Ryan Lindsey said that he started his education and earned his nursing degree at LCCC.
Lindsey said that while he hasn’t donated to the foundation, he definitely will. He said he has also attended basketball and soccer games at the college.
The second question was, “Given the current budget situation, in which LCCC must cut $2.5 million from its budget in the next fiscal year and another $4.5 million in 2018, do you agree with the raises given to the president and two vice presidents? And should the administrators donate those raises back to the foundation?”
Pederson said that the board doesn’t have any influence with the raises given. While Pederson said she doesn’t agree with all of them, she said it’s unrealistic to expect those awarded a raise to return it.
Lindsey said that while he doesn’t agree with the raises, it’s out of his hands because contracts bind them. Lindsey said that the money won’t be returned but we can learn from our mistakes for future reference.
Salazar said that the college should honor the contract made. The college pays for what it gets and the money shouldn’t be returned, he said.
Erickson said that the raises should be recognized because of the contracts made. Erickson said the money shouldn’t be returned because the college has a responsibility to uphold the contract.
Ketcham said that he agrees with the contract and that there should be no returns.
Jansen said the raises were contractual and should not be given back. He also said that the employees should also be evaluated.
Soto said that it’s contractual and the money shouldn’t be returned. Soto said she agrees with Salazar about having more competitive raises.
Dover said that he agrees with the choice and the money should not be given back. Dover said that it wasn’t his place to comment.
Meeker said that the college needed to do what it said it was going to do. Meeker said that it makes people want to come to work and the raises should not be returned.
Peterson said that she agrees with the contractual agreements and the money shouldn’t be returned.
The third and final question was: “Considering that in the last 25 years there have been four economic downturns in Wyoming, from minimal to three drastic, budget cuts should not catch anyone off guard. What do you think LCCC can do to be better prepared for the inevitable budget cuts?”
Jansen said that the budget cuts will impact the college for years to come and that the college needs to be able to look at the direction its programs will go. He said that the college needs to be reactionary.
Ketcham said that the college needs to work on enrollment growth. Sixty percent of the budget comes from the Legislature and the college needs to work so that it’s not relying on that, he said.
Dover said that the board needs to look at the impact that budget cuts would have on the college, and that he made a formula to deal with budget cuts during his time as director of WyDOT.
Erickson said the board is always worried about the pay scale for employees. Erickson said that there should be compensation for the employees and the college needs to stabilize funding by working with the staff to generate revenue.
Soto said that when there is an economic downturn, the college should have money in reserve. Soto said the college needs to plan for the future and raise revenue.

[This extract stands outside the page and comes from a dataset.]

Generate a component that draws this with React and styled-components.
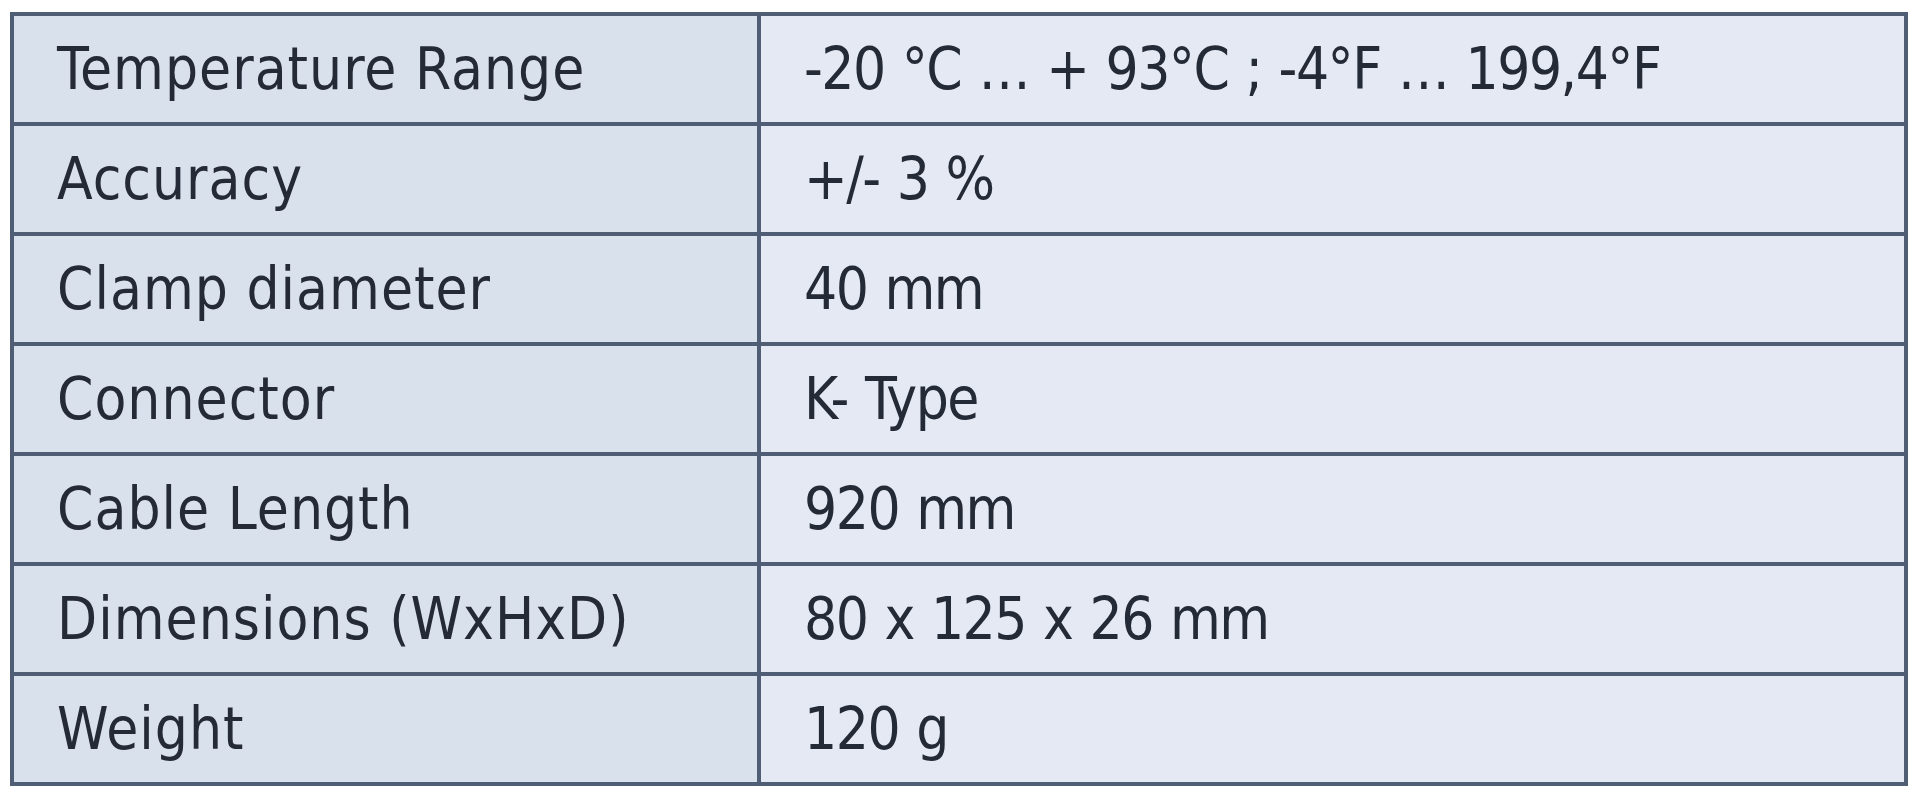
import React from "react";
import styled, { createGlobalStyle } from "styled-components";

const GlobalStyle = createGlobalStyle`
  html, body {
    margin: 0;
    padding: 0;
    background: #ffffff;
  }
`;

const Wrapper = styled.div`
  padding: 12px 0 0 10px;
`;

const Table = styled.table`
  width: 1898px;
  border-collapse: collapse;
  border: 4px solid #4b5a70;
  font-family: "DejaVu Sans Condensed", "DejaVu Sans", sans-serif;
  font-size: 58px;
  color: #242a36;
`;

const Row = styled.tr`
  height: 110px;
`;

const Cell = styled.td`
  border: 4px solid #4f5e74;
  padding: 0 0 0 43px;
  vertical-align: middle;
  white-space: nowrap;
  background: ${(p) => (p.$label ? "#d9e1ec" : "#e4e9f3")};
  width: ${(p) => (p.$label ? "700px" : "auto")};
  letter-spacing: ${(p) => (p.$label ? "1px" : "-1.5px")};
  word-spacing: ${(p) => (p.$label ? "0" : "2px")};
`;

const specs = [
  ["Temperature Range", "-20 °C … + 93°C ; -4°F … 199,4°F"],
  ["Accuracy", "+/- 3 %"],
  ["Clamp diameter", "40 mm"],
  ["Connector", "K- Type"],
  ["Cable Length", "920 mm"],
  ["Dimensions (WxHxD)", "80 x 125 x 26 mm"],
  ["Weight", "120 g"],
];

const App = () => {
  return (
    <>
      <GlobalStyle />
      <Wrapper>
        <Table>
          <tbody>
            {specs.map(([label, value]) => (
              <Row key={label}>
                <Cell $label>{label}</Cell>
                <Cell>{value}</Cell>
              </Row>
            ))}
          </tbody>
        </Table>
      </Wrapper>
    </>
  );
};

export default App;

Meeker said that it’s an opportunity for committed people to go back to the workforce. Meeker said program funding can be slowed without fully cutting them.
Lindsey said that he is looking forward to trying to increase revenue and that the college can work with the community. Lindsey said that the college provides a valuable service for students and if the college increases enrollment it’ll increase revenue.
Salazar said the college needs to have strategic flexibility, and the college needs to look at what it wants its business to be. He said don’t cut things that are important.
Peterson said that she agrees with Salazar. Peterson said that the programs are what increase enrollment and that it’s important to have reserves.
Pedersen said that the programs bring in more enrollment and that the college should have rainy day funds.